** Part of a data file **
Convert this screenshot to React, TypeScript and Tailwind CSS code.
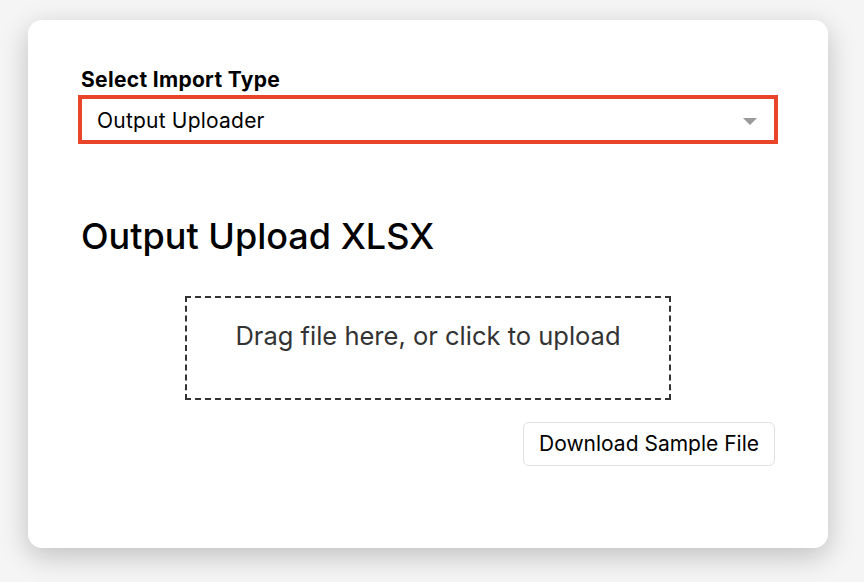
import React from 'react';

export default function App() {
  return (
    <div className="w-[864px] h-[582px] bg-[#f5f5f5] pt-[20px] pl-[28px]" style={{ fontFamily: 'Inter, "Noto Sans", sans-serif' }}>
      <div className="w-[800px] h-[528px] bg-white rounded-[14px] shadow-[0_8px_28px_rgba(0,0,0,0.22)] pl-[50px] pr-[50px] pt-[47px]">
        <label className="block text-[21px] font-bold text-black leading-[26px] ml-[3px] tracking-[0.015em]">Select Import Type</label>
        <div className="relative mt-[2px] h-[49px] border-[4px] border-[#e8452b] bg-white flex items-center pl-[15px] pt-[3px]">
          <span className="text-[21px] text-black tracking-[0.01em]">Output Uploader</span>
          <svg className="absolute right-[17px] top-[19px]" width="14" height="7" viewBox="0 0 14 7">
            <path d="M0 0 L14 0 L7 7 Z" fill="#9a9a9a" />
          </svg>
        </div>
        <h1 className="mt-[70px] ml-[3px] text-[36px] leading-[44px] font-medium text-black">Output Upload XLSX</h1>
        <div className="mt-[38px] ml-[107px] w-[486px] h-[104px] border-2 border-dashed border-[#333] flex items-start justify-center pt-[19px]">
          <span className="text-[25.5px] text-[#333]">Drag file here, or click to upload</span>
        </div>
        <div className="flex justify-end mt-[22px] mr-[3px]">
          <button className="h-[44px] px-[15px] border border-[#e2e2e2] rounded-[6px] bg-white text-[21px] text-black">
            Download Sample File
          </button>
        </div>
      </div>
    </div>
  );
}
...
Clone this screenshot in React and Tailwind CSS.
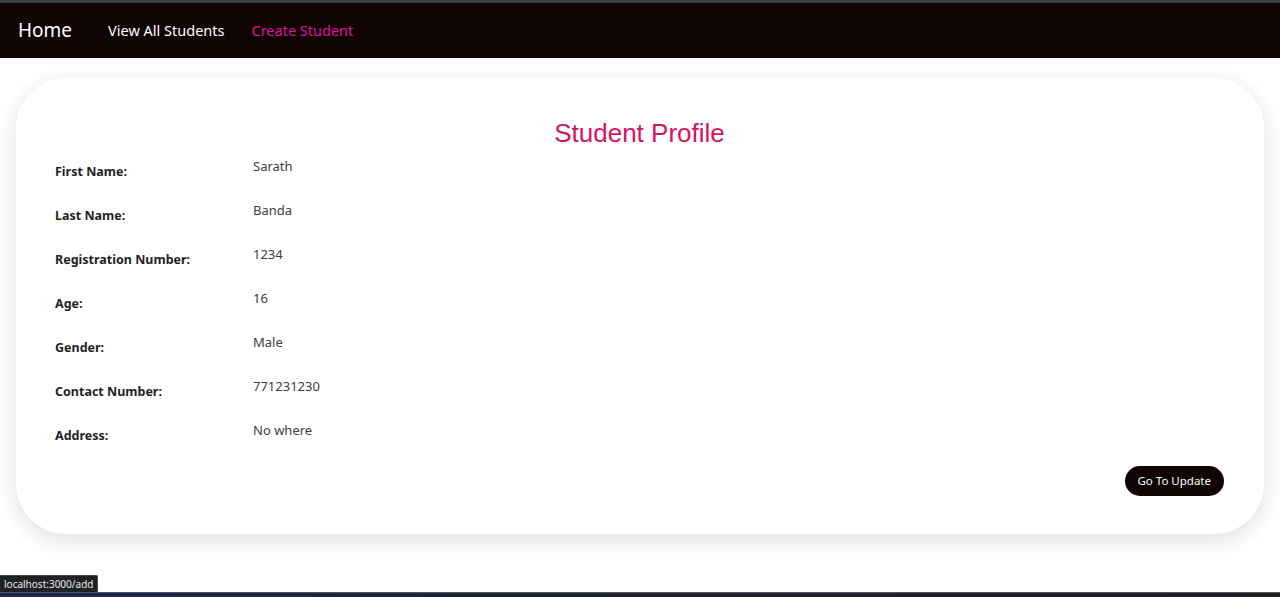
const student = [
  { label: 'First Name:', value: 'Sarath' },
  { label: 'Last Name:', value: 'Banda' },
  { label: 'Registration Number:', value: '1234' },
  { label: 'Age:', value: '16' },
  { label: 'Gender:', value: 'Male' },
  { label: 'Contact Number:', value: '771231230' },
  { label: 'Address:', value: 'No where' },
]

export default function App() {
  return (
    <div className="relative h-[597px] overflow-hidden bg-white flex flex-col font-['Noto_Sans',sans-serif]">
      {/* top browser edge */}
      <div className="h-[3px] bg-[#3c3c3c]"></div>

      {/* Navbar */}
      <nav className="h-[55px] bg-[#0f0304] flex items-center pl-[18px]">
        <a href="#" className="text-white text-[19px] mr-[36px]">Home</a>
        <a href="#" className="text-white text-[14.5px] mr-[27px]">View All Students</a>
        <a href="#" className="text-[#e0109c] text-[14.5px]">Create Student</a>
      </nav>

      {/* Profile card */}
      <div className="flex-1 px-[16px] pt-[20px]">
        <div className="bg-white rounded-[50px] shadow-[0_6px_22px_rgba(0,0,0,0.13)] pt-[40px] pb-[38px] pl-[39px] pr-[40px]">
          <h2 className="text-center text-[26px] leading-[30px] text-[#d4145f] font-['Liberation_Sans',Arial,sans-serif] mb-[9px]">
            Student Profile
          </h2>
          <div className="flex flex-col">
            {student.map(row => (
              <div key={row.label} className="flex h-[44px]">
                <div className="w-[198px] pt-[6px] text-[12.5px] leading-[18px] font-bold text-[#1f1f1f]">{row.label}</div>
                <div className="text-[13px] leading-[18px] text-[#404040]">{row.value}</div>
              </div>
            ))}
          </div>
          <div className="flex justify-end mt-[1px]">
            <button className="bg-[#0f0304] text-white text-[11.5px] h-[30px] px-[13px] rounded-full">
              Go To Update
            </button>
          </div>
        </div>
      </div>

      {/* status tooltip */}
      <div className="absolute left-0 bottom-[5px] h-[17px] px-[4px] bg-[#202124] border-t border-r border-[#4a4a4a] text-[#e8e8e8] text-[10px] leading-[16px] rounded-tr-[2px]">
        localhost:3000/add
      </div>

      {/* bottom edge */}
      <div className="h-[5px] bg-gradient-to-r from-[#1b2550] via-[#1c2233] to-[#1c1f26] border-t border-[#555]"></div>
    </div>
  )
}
--
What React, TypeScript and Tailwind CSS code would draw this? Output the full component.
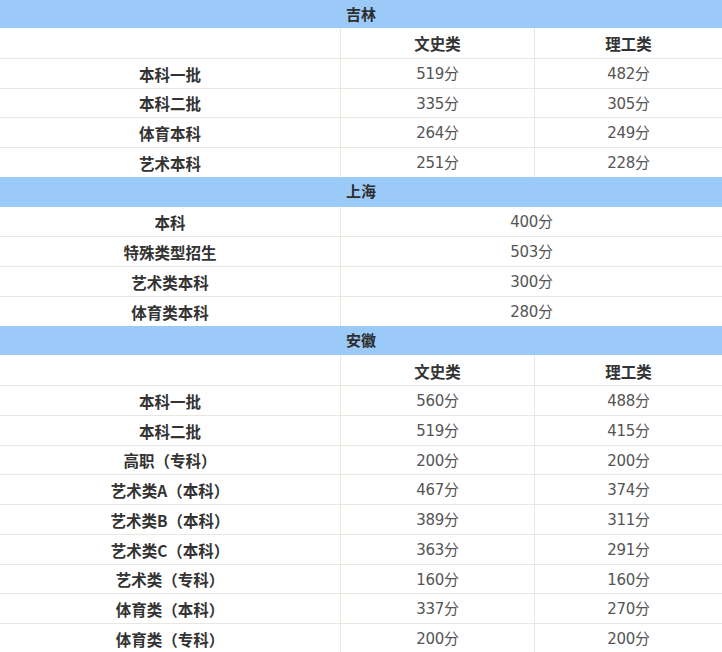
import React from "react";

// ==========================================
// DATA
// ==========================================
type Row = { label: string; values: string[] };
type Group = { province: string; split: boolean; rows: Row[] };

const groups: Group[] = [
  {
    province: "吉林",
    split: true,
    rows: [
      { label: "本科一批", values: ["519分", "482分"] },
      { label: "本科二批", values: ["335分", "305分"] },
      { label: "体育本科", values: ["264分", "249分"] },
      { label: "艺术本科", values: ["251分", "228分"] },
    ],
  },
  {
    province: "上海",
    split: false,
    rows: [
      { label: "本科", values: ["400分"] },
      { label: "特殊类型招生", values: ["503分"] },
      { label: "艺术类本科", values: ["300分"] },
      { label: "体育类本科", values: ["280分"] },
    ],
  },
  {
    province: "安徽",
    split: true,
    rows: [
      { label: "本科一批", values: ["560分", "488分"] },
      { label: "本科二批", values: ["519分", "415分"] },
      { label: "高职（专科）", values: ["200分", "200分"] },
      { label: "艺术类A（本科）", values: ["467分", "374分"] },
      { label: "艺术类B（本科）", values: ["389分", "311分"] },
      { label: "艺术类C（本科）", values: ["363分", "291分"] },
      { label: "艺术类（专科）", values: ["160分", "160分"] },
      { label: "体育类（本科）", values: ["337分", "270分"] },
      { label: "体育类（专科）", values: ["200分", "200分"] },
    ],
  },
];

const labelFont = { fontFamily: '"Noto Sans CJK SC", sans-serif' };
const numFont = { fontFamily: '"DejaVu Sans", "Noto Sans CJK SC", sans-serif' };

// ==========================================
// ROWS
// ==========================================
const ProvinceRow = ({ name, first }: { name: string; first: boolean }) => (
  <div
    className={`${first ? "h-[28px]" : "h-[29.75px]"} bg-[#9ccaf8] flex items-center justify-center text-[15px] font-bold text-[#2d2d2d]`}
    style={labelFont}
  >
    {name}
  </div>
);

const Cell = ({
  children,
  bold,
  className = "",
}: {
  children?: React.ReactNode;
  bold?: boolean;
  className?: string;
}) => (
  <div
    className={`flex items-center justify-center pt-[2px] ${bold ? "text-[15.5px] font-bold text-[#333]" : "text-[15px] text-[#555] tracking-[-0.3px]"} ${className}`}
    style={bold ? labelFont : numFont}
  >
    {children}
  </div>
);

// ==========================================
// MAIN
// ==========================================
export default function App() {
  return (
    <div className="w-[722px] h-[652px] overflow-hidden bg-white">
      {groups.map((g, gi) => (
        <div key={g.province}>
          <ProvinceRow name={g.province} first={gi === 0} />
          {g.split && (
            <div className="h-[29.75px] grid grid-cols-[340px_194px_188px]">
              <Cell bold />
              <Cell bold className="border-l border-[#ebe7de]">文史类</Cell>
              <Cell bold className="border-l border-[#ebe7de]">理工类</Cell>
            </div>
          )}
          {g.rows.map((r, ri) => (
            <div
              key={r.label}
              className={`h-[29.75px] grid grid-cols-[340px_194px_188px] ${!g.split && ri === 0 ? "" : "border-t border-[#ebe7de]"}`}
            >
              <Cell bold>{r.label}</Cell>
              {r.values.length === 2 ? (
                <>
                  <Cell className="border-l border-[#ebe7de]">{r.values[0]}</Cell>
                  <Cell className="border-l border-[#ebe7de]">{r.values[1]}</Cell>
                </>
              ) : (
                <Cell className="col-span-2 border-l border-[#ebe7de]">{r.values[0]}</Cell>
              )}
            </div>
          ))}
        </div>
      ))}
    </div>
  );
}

** Exercise **
Output exactly the lines above, from the line with "What React, TypeScript" to the line with "string; split: boolean;", both included; skip the pictures.

** Solution for this problem **
What React, TypeScript and Tailwind CSS code would draw this? Output the full component.
import React from "react";

// ==========================================
// DATA
// ==========================================
type Row = { label: string; values: string[] };
type Group = { province: string; split: boolean; rows: Row[] };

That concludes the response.